Exercise brief:
Omit the images, then output each of the records below exactly.

Dataset rows:
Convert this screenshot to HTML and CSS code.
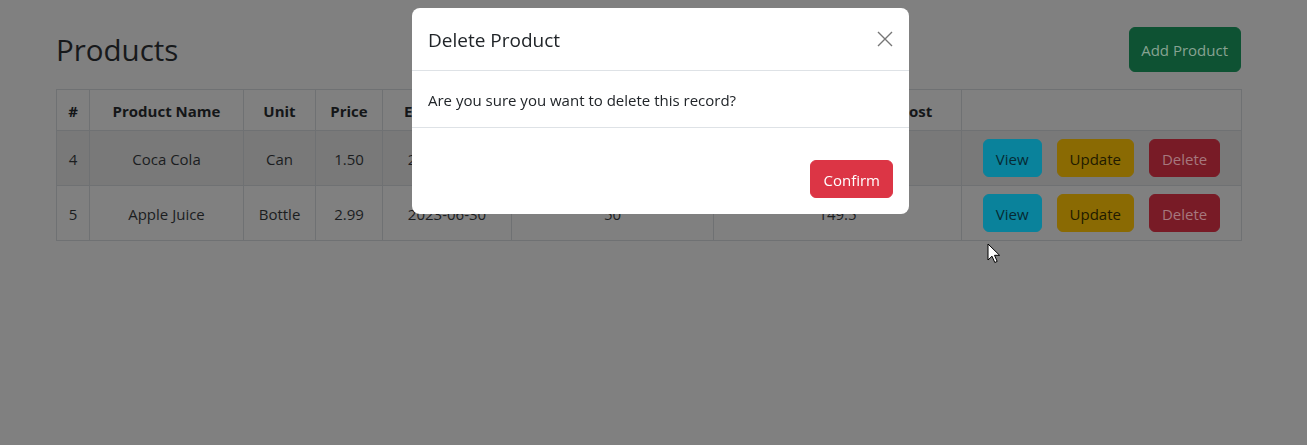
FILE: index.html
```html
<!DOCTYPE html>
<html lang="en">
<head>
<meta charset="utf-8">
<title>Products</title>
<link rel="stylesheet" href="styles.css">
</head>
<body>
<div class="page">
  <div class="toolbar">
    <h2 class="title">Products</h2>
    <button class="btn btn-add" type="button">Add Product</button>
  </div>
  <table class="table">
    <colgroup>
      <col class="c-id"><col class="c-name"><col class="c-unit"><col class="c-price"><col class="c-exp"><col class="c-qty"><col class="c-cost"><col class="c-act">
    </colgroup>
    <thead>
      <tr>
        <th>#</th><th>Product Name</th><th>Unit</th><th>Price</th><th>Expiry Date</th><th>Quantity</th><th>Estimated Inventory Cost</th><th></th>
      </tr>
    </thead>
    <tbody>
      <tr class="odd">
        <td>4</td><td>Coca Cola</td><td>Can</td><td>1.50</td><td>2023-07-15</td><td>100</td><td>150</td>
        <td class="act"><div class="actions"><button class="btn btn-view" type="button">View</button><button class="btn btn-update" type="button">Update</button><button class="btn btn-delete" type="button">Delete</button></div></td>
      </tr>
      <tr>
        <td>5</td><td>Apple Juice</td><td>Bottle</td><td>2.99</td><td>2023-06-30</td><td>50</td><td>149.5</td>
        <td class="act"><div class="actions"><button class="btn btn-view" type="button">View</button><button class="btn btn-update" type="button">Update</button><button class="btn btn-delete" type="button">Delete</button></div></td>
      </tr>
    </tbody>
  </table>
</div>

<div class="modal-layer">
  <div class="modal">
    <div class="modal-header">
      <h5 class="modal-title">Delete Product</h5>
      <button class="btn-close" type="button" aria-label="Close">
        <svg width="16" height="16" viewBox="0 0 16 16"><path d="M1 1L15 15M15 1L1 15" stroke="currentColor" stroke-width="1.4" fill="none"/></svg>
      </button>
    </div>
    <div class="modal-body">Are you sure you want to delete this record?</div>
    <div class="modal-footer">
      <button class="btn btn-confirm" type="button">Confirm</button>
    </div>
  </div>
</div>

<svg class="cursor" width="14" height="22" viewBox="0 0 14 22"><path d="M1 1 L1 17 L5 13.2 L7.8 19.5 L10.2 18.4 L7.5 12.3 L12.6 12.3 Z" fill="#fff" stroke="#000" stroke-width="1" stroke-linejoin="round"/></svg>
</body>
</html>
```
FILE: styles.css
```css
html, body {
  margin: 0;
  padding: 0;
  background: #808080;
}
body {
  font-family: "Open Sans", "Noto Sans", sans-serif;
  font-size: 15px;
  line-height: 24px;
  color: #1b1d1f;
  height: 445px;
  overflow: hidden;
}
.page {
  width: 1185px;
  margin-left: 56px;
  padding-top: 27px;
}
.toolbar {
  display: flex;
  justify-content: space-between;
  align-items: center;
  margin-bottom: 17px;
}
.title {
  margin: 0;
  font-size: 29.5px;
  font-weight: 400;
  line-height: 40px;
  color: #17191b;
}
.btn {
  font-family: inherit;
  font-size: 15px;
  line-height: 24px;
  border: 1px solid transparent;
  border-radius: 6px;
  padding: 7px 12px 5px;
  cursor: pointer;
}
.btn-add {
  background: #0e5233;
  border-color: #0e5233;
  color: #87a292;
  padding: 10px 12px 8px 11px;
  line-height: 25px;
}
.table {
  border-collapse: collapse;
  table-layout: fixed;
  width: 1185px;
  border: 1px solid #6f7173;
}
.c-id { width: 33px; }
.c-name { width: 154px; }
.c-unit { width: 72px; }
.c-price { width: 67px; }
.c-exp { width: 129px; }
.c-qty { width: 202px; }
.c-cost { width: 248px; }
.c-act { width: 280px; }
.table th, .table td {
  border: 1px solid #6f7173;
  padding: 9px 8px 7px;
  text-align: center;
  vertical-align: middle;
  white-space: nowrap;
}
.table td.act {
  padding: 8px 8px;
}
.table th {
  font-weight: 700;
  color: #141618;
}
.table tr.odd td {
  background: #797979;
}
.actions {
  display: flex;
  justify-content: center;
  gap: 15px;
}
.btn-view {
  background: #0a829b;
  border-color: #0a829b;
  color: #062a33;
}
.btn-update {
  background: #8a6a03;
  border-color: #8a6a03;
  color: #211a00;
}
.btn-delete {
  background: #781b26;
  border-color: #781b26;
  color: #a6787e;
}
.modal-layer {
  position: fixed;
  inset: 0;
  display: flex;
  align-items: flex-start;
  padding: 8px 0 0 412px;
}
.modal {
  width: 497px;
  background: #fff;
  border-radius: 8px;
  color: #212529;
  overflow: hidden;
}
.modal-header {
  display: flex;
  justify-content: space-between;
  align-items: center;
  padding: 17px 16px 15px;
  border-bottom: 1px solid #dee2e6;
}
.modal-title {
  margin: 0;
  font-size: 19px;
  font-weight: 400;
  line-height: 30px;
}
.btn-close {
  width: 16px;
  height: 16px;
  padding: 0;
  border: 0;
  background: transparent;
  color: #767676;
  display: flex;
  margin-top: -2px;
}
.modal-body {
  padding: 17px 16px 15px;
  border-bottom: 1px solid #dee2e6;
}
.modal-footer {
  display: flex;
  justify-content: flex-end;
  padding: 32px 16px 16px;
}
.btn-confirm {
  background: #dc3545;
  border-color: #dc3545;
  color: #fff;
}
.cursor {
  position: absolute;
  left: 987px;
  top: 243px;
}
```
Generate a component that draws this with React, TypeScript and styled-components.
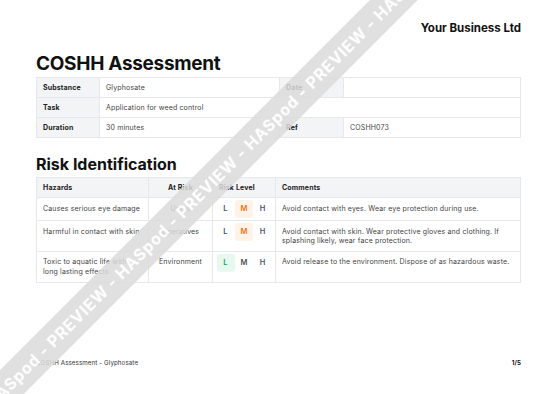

Solution for this problem:
Convert this screenshot to HTML and CSS code.
FILE: index.html
```html
<!DOCTYPE html>
<html lang="en">
<head>
<meta charset="utf-8">
<title>Products</title>
<link rel="stylesheet" href="styles.css">
</head>
<body>
<div class="page">
  <div class="toolbar">
    <h2 class="title">Products</h2>
    <button class="btn btn-add" type="button">Add Product</button>
  </div>
  <table class="table">
    <colgroup>
      <col class="c-id"><col class="c-name"><col class="c-unit"><col class="c-price"><col class="c-exp"><col class="c-qty"><col class="c-cost"><col class="c-act">
    </colgroup>
    <thead>
      <tr>
        <th>#</th><th>Product Name</th><th>Unit</th><th>Price</th><th>Expiry Date</th><th>Quantity</th><th>Estimated Inventory Cost</th><th></th>
      </tr>
    </thead>
    <tbody>
      <tr class="odd">
        <td>4</td><td>Coca Cola</td><td>Can</td><td>1.50</td><td>2023-07-15</td><td>100</td><td>150</td>
        <td class="act"><div class="actions"><button class="btn btn-view" type="button">View</button><button class="btn btn-update" type="button">Update</button><button class="btn btn-delete" type="button">Delete</button></div></td>
      </tr>
      <tr>
        <td>5</td><td>Apple Juice</td><td>Bottle</td><td>2.99</td><td>2023-06-30</td><td>50</td><td>149.5</td>
        <td class="act"><div class="actions"><button class="btn btn-view" type="button">View</button><button class="btn btn-update" type="button">Update</button><button class="btn btn-delete" type="button">Delete</button></div></td>
      </tr>
    </tbody>
  </table>
</div>

<div class="modal-layer">
  <div class="modal">
    <div class="modal-header">
      <h5 class="modal-title">Delete Product</h5>
      <button class="btn-close" type="button" aria-label="Close">
        <svg width="16" height="16" viewBox="0 0 16 16"><path d="M1 1L15 15M15 1L1 15" stroke="currentColor" stroke-width="1.4" fill="none"/></svg>
      </button>
    </div>
    <div class="modal-body">Are you sure you want to delete this record?</div>
    <div class="modal-footer">
      <button class="btn btn-confirm" type="button">Confirm</button>
    </div>
  </div>
</div>

<svg class="cursor" width="14" height="22" viewBox="0 0 14 22"><path d="M1 1 L1 17 L5 13.2 L7.8 19.5 L10.2 18.4 L7.5 12.3 L12.6 12.3 Z" fill="#fff" stroke="#000" stroke-width="1" stroke-linejoin="round"/></svg>
</body>
</html>
```
FILE: styles.css
```css
html, body {
  margin: 0;
  padding: 0;
  background: #808080;
}
body {
  font-family: "Open Sans", "Noto Sans", sans-serif;
  font-size: 15px;
  line-height: 24px;
  color: #1b1d1f;
  height: 445px;
  overflow: hidden;
}
.page {
  width: 1185px;
  margin-left: 56px;
  padding-top: 27px;
}
.toolbar {
  display: flex;
  justify-content: space-between;
  align-items: center;
  margin-bottom: 17px;
}
.title {
  margin: 0;
  font-size: 29.5px;
  font-weight: 400;
  line-height: 40px;
  color: #17191b;
}
.btn {
  font-family: inherit;
  font-size: 15px;
  line-height: 24px;
  border: 1px solid transparent;
  border-radius: 6px;
  padding: 7px 12px 5px;
  cursor: pointer;
}
.btn-add {
  background: #0e5233;
  border-color: #0e5233;
  color: #87a292;
  padding: 10px 12px 8px 11px;
  line-height: 25px;
}
.table {
  border-collapse: collapse;
  table-layout: fixed;
  width: 1185px;
  border: 1px solid #6f7173;
}
.c-id { width: 33px; }
.c-name { width: 154px; }
.c-unit { width: 72px; }
.c-price { width: 67px; }
.c-exp { width: 129px; }
.c-qty { width: 202px; }
.c-cost { width: 248px; }
.c-act { width: 280px; }
.table th, .table td {
  border: 1px solid #6f7173;
  padding: 9px 8px 7px;
  text-align: center;
  vertical-align: middle;
  white-space: nowrap;
}
.table td.act {
  padding: 8px 8px;
}
.table th {
  font-weight: 700;
  color: #141618;
}
.table tr.odd td {
  background: #797979;
}
.actions {
  display: flex;
  justify-content: center;
  gap: 15px;
}
.btn-view {
  background: #0a829b;
  border-color: #0a829b;
  color: #062a33;
}
.btn-update {
  background: #8a6a03;
  border-color: #8a6a03;
  color: #211a00;
}
.btn-delete {
  background: #781b26;
  border-color: #781b26;
  color: #a6787e;
}
.modal-layer {
  position: fixed;
  inset: 0;
  display: flex;
  align-items: flex-start;
  padding: 8px 0 0 412px;
}
.modal {
  width: 497px;
  background: #fff;
  border-radius: 8px;
  color: #212529;
  overflow: hidden;
}
.modal-header {
  display: flex;
  justify-content: space-between;
  align-items: center;
  padding: 17px 16px 15px;
  border-bottom: 1px solid #dee2e6;
}
.modal-title {
  margin: 0;
  font-size: 19px;
  font-weight: 400;
  line-height: 30px;
}
.btn-close {
  width: 16px;
  height: 16px;
  padding: 0;
  border: 0;
  background: transparent;
  color: #767676;
  display: flex;
  margin-top: -2px;
}
.modal-body {
  padding: 17px 16px 15px;
  border-bottom: 1px solid #dee2e6;
}
.modal-footer {
  display: flex;
  justify-content: flex-end;
  padding: 32px 16px 16px;
}
.btn-confirm {
  background: #dc3545;
  border-color: #dc3545;
  color: #fff;
}
.cursor {
  position: absolute;
  left: 987px;
  top: 243px;
}
```
Generate a component that draws this with React, TypeScript and styled-components.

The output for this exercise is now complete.